# [Given task]
Retype each record below word for word. Leave the pictures out.

# [Stored rows]
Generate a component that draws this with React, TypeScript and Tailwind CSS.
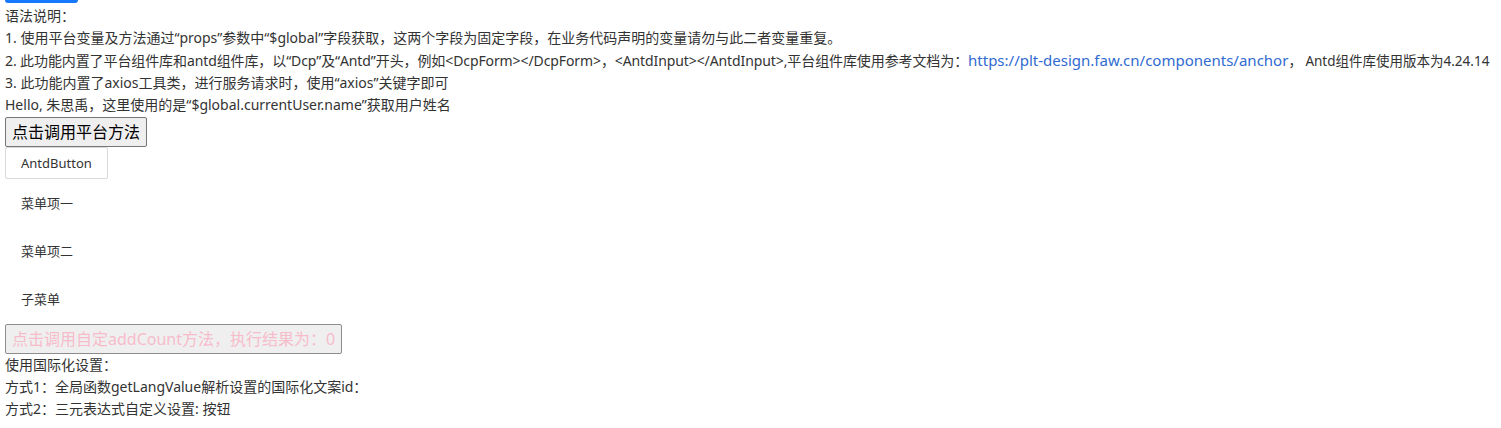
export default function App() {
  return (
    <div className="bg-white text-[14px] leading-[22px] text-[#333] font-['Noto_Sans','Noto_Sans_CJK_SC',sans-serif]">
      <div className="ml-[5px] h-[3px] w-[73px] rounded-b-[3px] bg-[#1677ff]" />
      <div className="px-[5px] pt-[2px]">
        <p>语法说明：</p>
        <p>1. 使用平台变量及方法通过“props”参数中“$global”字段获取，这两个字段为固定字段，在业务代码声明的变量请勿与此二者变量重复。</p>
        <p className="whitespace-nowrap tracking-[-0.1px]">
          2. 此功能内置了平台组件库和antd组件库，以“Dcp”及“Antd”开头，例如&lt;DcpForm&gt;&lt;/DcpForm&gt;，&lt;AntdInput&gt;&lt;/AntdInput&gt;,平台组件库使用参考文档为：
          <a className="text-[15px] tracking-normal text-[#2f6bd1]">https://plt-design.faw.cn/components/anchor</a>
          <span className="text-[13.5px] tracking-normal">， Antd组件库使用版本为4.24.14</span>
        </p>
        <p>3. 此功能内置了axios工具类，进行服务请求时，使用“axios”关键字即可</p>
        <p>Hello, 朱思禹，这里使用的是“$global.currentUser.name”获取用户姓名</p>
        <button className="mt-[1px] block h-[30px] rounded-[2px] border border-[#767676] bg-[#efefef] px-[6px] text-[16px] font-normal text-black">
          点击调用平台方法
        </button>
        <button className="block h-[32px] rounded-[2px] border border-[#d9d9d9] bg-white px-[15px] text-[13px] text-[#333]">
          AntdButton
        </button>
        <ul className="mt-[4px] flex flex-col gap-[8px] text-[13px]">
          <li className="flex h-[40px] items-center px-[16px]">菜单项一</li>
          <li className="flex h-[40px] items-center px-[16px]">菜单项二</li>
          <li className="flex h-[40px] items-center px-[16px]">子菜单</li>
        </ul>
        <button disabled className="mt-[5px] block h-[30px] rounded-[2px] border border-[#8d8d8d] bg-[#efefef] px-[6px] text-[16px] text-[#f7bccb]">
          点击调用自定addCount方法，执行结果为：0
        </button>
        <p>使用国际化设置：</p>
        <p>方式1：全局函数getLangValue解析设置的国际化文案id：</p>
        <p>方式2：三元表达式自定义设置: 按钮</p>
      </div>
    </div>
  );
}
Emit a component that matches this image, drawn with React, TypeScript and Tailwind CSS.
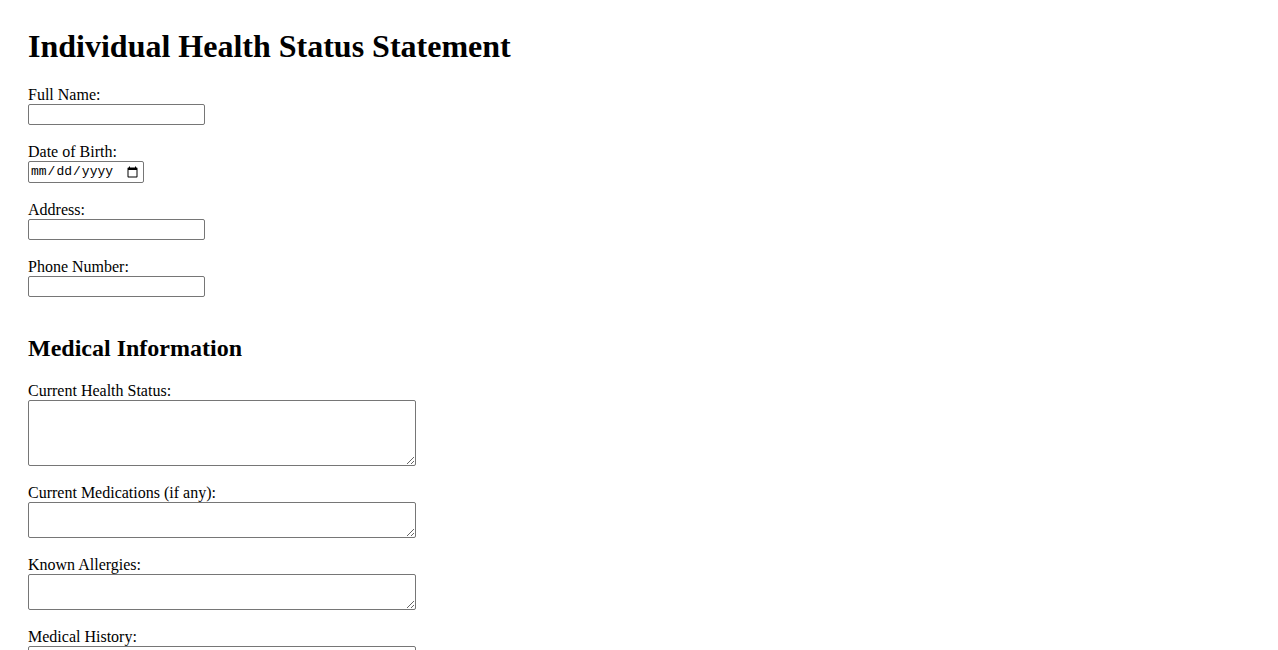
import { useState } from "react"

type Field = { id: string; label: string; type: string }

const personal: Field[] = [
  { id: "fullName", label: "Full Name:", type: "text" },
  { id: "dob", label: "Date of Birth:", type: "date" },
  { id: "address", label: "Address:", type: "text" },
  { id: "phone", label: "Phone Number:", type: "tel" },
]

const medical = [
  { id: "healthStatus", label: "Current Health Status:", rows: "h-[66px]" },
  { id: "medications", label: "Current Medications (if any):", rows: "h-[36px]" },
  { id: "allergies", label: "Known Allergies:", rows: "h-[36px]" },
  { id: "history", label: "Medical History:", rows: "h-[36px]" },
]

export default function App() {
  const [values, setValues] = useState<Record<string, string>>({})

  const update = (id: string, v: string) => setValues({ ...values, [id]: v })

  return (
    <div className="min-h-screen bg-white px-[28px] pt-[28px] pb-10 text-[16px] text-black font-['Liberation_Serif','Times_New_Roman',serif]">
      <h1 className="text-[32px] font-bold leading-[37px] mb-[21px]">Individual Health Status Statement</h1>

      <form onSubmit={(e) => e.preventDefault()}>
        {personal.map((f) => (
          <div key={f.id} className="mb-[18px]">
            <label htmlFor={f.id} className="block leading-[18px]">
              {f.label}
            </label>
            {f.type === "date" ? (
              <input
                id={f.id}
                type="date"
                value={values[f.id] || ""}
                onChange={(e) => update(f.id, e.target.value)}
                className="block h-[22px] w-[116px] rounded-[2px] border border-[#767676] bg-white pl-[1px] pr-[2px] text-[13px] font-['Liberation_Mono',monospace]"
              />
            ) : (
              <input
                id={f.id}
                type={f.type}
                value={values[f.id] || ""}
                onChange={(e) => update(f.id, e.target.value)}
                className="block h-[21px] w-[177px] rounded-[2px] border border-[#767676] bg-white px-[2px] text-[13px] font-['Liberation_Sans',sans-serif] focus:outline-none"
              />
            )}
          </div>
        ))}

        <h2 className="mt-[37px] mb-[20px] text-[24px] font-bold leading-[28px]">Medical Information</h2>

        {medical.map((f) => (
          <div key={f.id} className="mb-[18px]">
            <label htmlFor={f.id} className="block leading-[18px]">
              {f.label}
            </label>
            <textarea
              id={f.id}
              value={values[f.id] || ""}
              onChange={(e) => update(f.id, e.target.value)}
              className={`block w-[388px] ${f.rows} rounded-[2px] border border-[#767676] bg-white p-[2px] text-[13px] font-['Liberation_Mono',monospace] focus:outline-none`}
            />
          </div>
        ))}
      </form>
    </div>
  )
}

# [Response to this task]
Generate a component that draws this with React, TypeScript and Tailwind CSS.
export default function App() {
  return (
    <div className="bg-white text-[14px] leading-[22px] text-[#333] font-['Noto_Sans','Noto_Sans_CJK_SC',sans-serif]">
      <div className="ml-[5px] h-[3px] w-[73px] rounded-b-[3px] bg-[#1677ff]" />
      <div className="px-[5px] pt-[2px]">
        <p>语法说明：</p>
        <p>1. 使用平台变量及方法通过“props”参数中“$global”字段获取，这两个字段为固定字段，在业务代码声明的变量请勿与此二者变量重复。</p>
        <p className="whitespace-nowrap tracking-[-0.1px]">
          2. 此功能内置了平台组件库和antd组件库，以“Dcp”及“Antd”开头，例如&lt;DcpForm&gt;&lt;/DcpForm&gt;，&lt;AntdInput&gt;&lt;/AntdInput&gt;,平台组件库使用参考文档为：
          <a className="text-[15px] tracking-normal text-[#2f6bd1]">https://plt-design.faw.cn/components/anchor</a>
          <span className="text-[13.5px] tracking-normal">， Antd组件库使用版本为4.24.14</span>
        </p>
        <p>3. 此功能内置了axios工具类，进行服务请求时，使用“axios”关键字即可</p>
        <p>Hello, 朱思禹，这里使用的是“$global.currentUser.name”获取用户姓名</p>
        <button className="mt-[1px] block h-[30px] rounded-[2px] border border-[#767676] bg-[#efefef] px-[6px] text-[16px] font-normal text-black">
          点击调用平台方法
        </button>
        <button className="block h-[32px] rounded-[2px] border border-[#d9d9d9] bg-white px-[15px] text-[13px] text-[#333]">
          AntdButton
        </button>
        <ul className="mt-[4px] flex flex-col gap-[8px] text-[13px]">
          <li className="flex h-[40px] items-center px-[16px]">菜单项一</li>
          <li className="flex h-[40px] items-center px-[16px]">菜单项二</li>
          <li className="flex h-[40px] items-center px-[16px]">子菜单</li>
        </ul>
        <button disabled className="mt-[5px] block h-[30px] rounded-[2px] border border-[#8d8d8d] bg-[#efefef] px-[6px] text-[16px] text-[#f7bccb]">
          点击调用自定addCount方法，执行结果为：0
        </button>
        <p>使用国际化设置：</p>
        <p>方式1：全局函数getLangValue解析设置的国际化文案id：</p>
        <p>方式2：三元表达式自定义设置: 按钮</p>
      </div>
    </div>
  );
}
Emit a component that matches this image, drawn with React, TypeScript and Tailwind CSS.
import { useState } from "react"

type Field = { id: string; label: string; type: string }

const personal: Field[] = [
  { id: "fullName", label: "Full Name:", type: "text" },
  { id: "dob", label: "Date of Birth:", type: "date" },
  { id: "address", label: "Address:", type: "text" },
  { id: "phone", label: "Phone Number:", type: "tel" },
]

const medical = [
  { id: "healthStatus", label: "Current Health Status:", rows: "h-[66px]" },
  { id: "medications", label: "Current Medications (if any):", rows: "h-[36px]" },
  { id: "allergies", label: "Known Allergies:", rows: "h-[36px]" },
  { id: "history", label: "Medical History:", rows: "h-[36px]" },
]

export default function App() {
  const [values, setValues] = useState<Record<string, string>>({})

  const update = (id: string, v: string) => setValues({ ...values, [id]: v })

  return (
    <div className="min-h-screen bg-white px-[28px] pt-[28px] pb-10 text-[16px] text-black font-['Liberation_Serif','Times_New_Roman',serif]">
      <h1 className="text-[32px] font-bold leading-[37px] mb-[21px]">Individual Health Status Statement</h1>

      <form onSubmit={(e) => e.preventDefault()}>
        {personal.map((f) => (
          <div key={f.id} className="mb-[18px]">
            <label htmlFor={f.id} className="block leading-[18px]">
              {f.label}
            </label>
            {f.type === "date" ? (
              <input
                id={f.id}
                type="date"
                value={values[f.id] || ""}
                onChange={(e) => update(f.id, e.target.value)}
                className="block h-[22px] w-[116px] rounded-[2px] border border-[#767676] bg-white pl-[1px] pr-[2px] text-[13px] font-['Liberation_Mono',monospace]"
              />
            ) : (
              <input
                id={f.id}
                type={f.type}
                value={values[f.id] || ""}
                onChange={(e) => update(f.id, e.target.value)}
                className="block h-[21px] w-[177px] rounded-[2px] border border-[#767676] bg-white px-[2px] text-[13px] font-['Liberation_Sans',sans-serif] focus:outline-none"
              />
            )}
          </div>
        ))}

        <h2 className="mt-[37px] mb-[20px] text-[24px] font-bold leading-[28px]">Medical Information</h2>

        {medical.map((f) => (
          <div key={f.id} className="mb-[18px]">
            <label htmlFor={f.id} className="block leading-[18px]">
              {f.label}
            </label>
            <textarea
              id={f.id}
              value={values[f.id] || ""}
              onChange={(e) => update(f.id, e.target.value)}
              className={`block w-[388px] ${f.rows} rounded-[2px] border border-[#767676] bg-white p-[2px] text-[13px] font-['Liberation_Mono',monospace] focus:outline-none`}
            />
          </div>
        ))}
      </form>
    </div>
  )
}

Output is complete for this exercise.